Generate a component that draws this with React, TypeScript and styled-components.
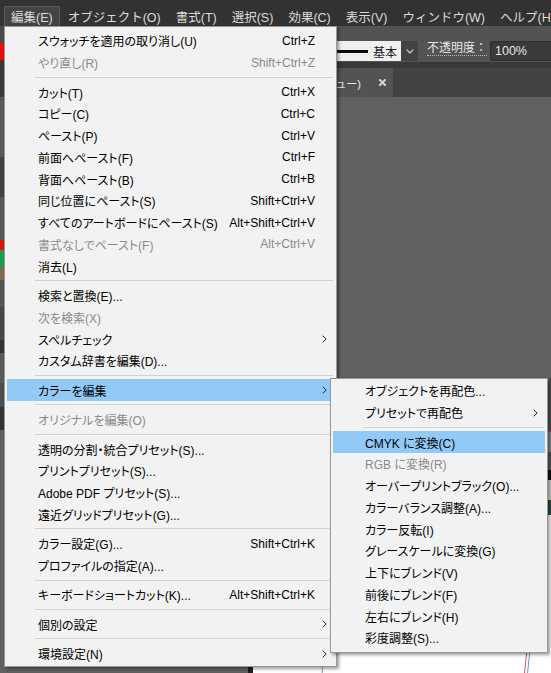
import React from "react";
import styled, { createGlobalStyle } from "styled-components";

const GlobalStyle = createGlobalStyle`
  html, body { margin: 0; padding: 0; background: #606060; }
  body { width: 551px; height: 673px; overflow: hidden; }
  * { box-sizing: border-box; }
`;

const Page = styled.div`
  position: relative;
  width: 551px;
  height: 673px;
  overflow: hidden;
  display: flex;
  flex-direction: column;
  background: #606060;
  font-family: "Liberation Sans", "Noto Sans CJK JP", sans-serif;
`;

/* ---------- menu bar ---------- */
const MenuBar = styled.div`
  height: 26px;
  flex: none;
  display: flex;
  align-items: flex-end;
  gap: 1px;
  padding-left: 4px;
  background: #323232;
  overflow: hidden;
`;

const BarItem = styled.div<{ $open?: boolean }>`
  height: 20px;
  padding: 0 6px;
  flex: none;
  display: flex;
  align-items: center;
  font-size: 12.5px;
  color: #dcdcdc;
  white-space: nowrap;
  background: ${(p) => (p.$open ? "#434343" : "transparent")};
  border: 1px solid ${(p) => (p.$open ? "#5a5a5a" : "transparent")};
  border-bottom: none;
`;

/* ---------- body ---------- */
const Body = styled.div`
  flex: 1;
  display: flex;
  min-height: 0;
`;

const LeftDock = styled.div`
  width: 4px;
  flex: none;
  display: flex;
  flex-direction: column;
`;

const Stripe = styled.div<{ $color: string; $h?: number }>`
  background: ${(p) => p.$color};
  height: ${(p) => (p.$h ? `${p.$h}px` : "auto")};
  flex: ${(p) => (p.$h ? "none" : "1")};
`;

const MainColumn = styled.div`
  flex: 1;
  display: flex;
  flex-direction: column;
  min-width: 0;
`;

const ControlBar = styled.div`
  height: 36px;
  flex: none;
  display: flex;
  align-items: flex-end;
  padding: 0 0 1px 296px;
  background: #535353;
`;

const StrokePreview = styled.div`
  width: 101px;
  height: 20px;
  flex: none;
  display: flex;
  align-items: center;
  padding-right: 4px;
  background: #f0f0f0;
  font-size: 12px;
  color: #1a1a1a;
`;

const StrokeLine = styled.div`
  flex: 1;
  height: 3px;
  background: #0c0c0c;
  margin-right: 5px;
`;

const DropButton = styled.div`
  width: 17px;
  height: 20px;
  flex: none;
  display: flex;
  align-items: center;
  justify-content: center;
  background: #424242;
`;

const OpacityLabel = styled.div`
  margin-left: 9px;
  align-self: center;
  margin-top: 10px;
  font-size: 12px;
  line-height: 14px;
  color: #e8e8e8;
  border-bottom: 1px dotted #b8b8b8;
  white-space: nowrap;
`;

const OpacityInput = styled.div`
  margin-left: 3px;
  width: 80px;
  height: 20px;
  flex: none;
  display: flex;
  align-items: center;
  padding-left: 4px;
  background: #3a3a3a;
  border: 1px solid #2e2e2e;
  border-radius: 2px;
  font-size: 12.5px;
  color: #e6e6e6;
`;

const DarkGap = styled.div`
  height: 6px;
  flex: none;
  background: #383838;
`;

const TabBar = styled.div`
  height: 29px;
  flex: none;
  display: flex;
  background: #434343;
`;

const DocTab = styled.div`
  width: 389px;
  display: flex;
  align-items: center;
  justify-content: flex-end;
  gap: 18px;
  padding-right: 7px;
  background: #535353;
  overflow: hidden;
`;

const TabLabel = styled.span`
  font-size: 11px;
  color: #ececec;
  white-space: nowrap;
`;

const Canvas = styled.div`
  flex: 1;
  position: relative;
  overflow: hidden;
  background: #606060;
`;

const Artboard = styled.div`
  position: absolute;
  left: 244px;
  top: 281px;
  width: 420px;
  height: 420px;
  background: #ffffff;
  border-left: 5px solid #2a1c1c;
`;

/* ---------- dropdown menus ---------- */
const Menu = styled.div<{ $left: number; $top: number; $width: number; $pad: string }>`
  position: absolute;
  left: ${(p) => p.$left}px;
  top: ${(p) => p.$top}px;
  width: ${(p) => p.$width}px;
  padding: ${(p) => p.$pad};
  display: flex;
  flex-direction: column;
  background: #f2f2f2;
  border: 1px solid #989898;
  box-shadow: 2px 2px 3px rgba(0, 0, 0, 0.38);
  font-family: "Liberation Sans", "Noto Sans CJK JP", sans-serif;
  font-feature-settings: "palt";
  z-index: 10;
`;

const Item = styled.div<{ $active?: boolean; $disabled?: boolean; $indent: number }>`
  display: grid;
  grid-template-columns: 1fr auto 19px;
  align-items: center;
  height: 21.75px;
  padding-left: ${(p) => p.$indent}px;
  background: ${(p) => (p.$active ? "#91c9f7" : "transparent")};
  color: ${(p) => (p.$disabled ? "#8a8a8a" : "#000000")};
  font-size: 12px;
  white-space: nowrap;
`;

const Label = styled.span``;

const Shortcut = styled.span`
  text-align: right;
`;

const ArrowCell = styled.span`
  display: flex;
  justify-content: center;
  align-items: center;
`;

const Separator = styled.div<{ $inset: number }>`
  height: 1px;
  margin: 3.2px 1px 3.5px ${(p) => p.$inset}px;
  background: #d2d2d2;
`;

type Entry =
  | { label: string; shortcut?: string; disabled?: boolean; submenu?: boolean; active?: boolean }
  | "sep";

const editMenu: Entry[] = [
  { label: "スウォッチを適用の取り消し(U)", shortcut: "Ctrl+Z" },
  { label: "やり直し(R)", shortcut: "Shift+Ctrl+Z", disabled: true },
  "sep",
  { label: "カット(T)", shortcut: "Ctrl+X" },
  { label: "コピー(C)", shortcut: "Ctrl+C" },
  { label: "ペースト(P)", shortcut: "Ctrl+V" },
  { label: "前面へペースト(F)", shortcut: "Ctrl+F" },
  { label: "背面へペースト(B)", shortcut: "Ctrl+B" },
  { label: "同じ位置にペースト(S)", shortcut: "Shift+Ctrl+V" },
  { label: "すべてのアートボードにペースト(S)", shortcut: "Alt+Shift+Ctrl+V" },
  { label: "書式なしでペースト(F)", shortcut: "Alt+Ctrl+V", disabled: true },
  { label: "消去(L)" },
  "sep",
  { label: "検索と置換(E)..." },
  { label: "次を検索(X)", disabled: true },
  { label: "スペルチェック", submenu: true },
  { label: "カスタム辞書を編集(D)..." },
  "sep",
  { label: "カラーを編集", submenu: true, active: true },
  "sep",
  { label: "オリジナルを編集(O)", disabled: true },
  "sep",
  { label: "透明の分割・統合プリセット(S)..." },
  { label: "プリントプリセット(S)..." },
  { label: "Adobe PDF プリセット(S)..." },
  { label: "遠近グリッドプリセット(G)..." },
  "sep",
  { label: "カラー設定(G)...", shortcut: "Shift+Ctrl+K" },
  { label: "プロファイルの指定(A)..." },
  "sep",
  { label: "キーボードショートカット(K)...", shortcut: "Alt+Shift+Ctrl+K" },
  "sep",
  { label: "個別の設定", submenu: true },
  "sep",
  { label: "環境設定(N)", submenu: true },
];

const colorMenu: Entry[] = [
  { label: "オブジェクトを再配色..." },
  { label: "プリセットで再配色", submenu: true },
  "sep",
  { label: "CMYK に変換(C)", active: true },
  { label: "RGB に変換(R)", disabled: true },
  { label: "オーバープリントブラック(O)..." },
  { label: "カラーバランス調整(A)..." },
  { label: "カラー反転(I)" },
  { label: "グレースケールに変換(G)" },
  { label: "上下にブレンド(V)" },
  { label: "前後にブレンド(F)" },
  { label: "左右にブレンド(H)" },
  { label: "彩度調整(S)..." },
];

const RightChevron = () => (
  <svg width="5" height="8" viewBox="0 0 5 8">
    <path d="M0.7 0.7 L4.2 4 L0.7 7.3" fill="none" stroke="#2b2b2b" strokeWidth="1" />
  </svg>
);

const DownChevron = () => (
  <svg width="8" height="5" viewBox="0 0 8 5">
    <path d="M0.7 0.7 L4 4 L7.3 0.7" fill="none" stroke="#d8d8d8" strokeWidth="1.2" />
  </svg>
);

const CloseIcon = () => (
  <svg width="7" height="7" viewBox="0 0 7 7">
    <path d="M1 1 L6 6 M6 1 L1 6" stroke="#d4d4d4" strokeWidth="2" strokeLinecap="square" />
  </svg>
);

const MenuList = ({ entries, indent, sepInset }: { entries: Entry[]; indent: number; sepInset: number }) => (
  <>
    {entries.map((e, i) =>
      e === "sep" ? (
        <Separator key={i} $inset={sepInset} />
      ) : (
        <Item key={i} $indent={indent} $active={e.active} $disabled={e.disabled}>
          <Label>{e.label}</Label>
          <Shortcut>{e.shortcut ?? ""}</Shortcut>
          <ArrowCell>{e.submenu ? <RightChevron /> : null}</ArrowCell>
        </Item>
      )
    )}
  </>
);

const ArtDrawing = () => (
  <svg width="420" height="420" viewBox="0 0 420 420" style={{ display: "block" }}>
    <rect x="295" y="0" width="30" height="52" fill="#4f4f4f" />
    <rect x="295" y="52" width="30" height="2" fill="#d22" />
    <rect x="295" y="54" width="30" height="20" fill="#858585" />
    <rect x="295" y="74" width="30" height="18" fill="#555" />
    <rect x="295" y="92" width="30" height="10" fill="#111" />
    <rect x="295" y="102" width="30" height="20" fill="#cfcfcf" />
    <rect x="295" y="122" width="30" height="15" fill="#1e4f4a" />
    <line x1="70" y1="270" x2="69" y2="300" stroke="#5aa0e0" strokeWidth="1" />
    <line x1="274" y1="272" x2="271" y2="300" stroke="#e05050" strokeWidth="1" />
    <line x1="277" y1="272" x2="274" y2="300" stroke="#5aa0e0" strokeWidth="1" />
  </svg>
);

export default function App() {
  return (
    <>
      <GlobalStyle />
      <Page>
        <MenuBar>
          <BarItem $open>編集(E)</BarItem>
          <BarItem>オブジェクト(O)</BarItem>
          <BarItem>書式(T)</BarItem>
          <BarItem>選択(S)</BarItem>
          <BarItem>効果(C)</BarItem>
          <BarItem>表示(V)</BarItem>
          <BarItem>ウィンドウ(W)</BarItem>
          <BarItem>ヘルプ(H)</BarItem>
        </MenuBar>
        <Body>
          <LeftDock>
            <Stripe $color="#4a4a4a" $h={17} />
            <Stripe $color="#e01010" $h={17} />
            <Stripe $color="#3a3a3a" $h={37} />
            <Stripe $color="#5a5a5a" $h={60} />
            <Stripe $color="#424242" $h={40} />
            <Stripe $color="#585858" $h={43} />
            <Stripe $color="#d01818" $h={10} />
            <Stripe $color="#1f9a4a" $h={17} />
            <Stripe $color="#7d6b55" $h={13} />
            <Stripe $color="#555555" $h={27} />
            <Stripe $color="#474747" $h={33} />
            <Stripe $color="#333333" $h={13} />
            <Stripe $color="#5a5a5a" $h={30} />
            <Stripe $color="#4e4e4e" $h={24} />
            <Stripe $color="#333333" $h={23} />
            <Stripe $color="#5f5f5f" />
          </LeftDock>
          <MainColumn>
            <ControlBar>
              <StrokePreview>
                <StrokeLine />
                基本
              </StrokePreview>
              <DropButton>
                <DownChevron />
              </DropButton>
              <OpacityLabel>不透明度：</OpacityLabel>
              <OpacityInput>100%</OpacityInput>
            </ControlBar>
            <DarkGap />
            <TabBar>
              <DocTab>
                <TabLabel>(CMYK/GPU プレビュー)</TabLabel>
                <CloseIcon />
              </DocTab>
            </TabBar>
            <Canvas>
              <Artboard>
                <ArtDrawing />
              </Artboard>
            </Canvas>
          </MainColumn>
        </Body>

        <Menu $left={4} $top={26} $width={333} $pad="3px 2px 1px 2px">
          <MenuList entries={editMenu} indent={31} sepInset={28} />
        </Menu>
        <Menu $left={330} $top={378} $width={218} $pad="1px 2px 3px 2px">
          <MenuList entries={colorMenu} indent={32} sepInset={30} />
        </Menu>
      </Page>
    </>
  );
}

■ ■ ■

DIRECTIONS: Your answer should be one number: the count of lines in the data above that include the word "components".

THE RESULT: 2